EXERCISE OBJECTIVE:
How many lines in this data contain the string "React"? Reply with the number only.

* start DATASET EXTRACT *

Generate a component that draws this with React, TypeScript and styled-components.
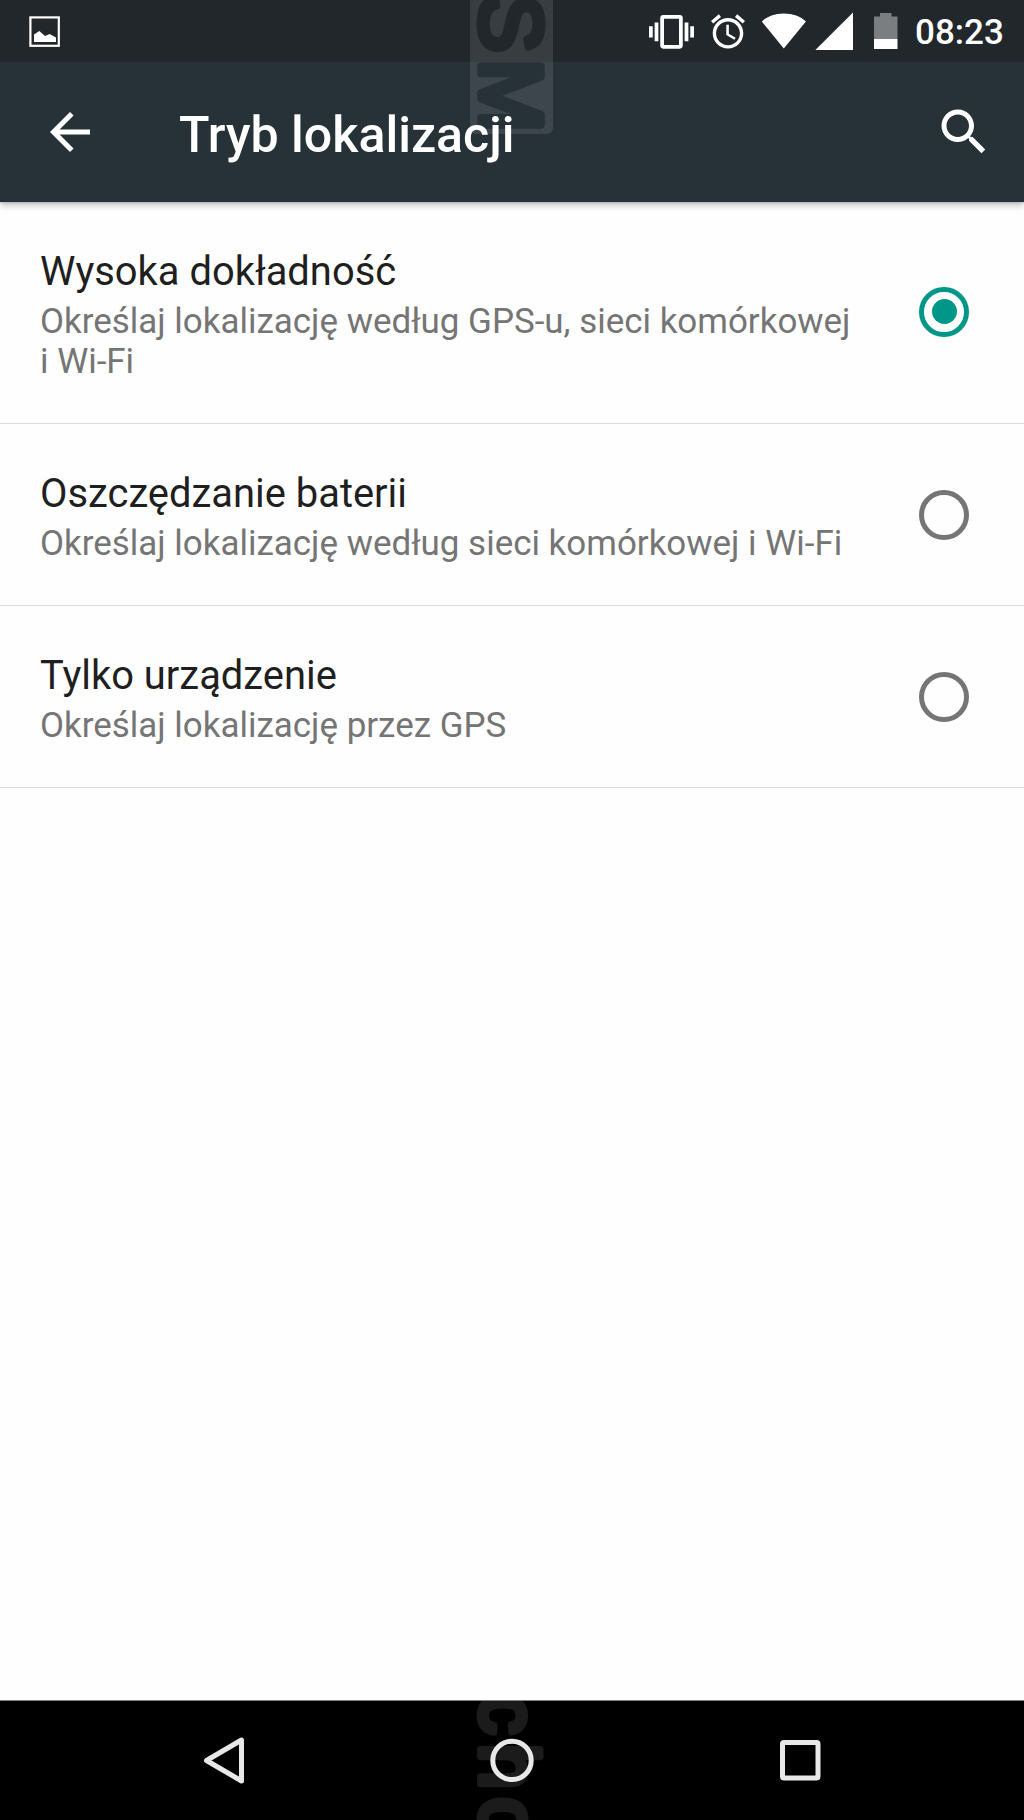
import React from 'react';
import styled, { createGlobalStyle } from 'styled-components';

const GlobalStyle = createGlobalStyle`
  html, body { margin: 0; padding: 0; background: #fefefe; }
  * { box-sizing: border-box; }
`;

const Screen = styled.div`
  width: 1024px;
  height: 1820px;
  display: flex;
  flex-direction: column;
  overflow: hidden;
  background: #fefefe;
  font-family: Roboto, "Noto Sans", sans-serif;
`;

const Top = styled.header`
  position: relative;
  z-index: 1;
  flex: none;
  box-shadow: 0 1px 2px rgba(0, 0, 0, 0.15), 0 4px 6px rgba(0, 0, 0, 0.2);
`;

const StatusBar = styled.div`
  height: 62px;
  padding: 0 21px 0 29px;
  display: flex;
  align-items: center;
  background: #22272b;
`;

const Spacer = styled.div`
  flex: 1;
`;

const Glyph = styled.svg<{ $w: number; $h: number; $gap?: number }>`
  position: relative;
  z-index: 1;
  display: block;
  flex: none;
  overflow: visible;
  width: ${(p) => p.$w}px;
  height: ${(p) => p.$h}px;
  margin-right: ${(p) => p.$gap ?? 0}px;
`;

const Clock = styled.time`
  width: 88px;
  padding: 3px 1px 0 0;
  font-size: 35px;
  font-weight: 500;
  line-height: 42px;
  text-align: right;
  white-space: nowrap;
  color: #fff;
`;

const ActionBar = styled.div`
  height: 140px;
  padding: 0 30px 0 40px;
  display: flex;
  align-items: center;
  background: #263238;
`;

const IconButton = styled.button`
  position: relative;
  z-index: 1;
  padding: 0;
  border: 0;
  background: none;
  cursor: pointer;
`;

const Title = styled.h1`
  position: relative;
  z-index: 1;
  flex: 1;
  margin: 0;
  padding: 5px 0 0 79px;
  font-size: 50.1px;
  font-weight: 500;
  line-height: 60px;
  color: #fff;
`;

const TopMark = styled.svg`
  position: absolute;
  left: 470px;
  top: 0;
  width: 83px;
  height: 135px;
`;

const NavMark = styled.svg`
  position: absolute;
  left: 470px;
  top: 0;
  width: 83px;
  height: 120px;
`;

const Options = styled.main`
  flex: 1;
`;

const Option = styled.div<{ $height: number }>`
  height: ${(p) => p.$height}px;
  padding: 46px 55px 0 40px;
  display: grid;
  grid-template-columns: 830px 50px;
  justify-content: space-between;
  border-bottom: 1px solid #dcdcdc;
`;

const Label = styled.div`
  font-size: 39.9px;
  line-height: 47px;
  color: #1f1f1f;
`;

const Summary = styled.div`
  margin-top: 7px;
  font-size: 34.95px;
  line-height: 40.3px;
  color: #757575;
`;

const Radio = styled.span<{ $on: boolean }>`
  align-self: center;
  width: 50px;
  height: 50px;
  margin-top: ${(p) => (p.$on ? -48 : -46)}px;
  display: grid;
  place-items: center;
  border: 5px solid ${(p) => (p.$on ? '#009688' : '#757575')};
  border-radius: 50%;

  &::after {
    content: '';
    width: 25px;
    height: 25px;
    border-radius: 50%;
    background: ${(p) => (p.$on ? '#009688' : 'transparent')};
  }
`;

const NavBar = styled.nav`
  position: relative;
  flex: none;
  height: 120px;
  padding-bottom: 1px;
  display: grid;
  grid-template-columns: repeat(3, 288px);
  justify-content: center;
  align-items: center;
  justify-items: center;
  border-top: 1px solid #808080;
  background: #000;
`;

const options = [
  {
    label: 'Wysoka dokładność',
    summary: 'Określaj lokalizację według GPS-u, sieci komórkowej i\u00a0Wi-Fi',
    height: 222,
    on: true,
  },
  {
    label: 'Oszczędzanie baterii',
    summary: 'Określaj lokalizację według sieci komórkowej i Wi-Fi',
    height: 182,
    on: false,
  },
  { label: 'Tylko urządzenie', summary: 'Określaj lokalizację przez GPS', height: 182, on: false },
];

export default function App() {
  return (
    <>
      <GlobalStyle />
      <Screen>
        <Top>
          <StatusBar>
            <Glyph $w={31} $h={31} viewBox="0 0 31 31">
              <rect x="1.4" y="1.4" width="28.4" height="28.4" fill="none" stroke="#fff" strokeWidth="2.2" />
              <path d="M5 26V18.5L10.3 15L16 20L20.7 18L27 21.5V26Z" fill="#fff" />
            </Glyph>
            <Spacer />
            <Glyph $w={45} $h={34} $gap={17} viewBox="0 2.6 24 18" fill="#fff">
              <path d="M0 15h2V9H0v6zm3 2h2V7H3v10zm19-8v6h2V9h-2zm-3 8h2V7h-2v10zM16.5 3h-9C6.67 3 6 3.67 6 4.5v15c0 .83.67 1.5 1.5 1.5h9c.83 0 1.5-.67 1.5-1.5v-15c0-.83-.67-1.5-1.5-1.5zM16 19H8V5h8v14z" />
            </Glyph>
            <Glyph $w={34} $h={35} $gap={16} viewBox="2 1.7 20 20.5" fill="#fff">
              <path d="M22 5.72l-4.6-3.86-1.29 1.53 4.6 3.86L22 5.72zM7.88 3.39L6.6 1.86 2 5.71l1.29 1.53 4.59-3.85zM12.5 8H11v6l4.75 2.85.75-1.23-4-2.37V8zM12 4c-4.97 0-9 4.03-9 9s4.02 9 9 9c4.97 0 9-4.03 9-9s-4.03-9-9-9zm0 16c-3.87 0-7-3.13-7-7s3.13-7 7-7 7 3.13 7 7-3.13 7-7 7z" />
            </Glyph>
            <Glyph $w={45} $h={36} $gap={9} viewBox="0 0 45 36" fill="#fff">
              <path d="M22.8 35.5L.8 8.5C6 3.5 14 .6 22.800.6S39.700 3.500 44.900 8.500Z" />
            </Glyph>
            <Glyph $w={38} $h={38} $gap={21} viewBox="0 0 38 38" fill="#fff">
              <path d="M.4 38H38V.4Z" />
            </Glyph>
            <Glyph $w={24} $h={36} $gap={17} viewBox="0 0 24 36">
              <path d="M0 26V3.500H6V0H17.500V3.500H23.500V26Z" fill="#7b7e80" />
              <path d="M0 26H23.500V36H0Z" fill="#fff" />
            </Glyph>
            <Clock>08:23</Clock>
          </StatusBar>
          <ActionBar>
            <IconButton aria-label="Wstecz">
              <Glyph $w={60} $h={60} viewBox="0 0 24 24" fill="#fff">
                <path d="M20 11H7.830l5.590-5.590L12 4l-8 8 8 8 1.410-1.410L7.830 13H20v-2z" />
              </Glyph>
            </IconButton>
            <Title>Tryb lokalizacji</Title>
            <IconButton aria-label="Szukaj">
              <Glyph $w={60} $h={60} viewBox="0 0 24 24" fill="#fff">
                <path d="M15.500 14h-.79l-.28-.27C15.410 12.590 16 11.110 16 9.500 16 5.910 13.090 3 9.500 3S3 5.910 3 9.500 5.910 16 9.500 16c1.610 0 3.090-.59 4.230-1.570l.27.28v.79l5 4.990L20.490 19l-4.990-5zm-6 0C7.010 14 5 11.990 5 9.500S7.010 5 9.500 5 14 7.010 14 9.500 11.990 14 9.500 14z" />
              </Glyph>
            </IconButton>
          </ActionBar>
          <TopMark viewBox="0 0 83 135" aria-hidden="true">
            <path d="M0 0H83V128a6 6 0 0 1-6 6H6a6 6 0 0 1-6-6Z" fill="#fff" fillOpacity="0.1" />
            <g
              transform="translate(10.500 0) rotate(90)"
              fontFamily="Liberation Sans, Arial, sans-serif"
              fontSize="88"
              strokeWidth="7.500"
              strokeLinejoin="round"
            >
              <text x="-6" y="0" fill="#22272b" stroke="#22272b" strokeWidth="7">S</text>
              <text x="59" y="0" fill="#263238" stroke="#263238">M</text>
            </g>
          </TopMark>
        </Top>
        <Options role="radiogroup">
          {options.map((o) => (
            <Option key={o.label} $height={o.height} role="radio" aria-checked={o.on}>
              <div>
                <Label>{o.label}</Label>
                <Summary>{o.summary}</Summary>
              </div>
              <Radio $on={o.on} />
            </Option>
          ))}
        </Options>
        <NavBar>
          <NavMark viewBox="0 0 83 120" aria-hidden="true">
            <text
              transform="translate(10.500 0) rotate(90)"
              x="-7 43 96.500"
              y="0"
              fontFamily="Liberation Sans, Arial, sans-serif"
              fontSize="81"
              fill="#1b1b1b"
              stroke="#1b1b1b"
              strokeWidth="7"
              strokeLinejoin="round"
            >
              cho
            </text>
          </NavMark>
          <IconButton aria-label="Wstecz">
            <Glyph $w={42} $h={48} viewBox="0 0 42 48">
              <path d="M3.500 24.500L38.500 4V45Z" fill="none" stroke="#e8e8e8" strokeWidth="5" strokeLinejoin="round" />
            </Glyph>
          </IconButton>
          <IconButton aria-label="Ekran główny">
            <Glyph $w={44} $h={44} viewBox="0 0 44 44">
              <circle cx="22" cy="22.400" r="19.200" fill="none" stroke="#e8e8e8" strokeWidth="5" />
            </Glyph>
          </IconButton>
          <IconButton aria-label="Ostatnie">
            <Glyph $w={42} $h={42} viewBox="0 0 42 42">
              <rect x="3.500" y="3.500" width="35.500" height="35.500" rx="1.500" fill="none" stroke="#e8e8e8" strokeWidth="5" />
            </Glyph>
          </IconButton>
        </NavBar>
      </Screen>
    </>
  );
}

* end DATASET EXTRACT *

WORKED SOLUTION:
2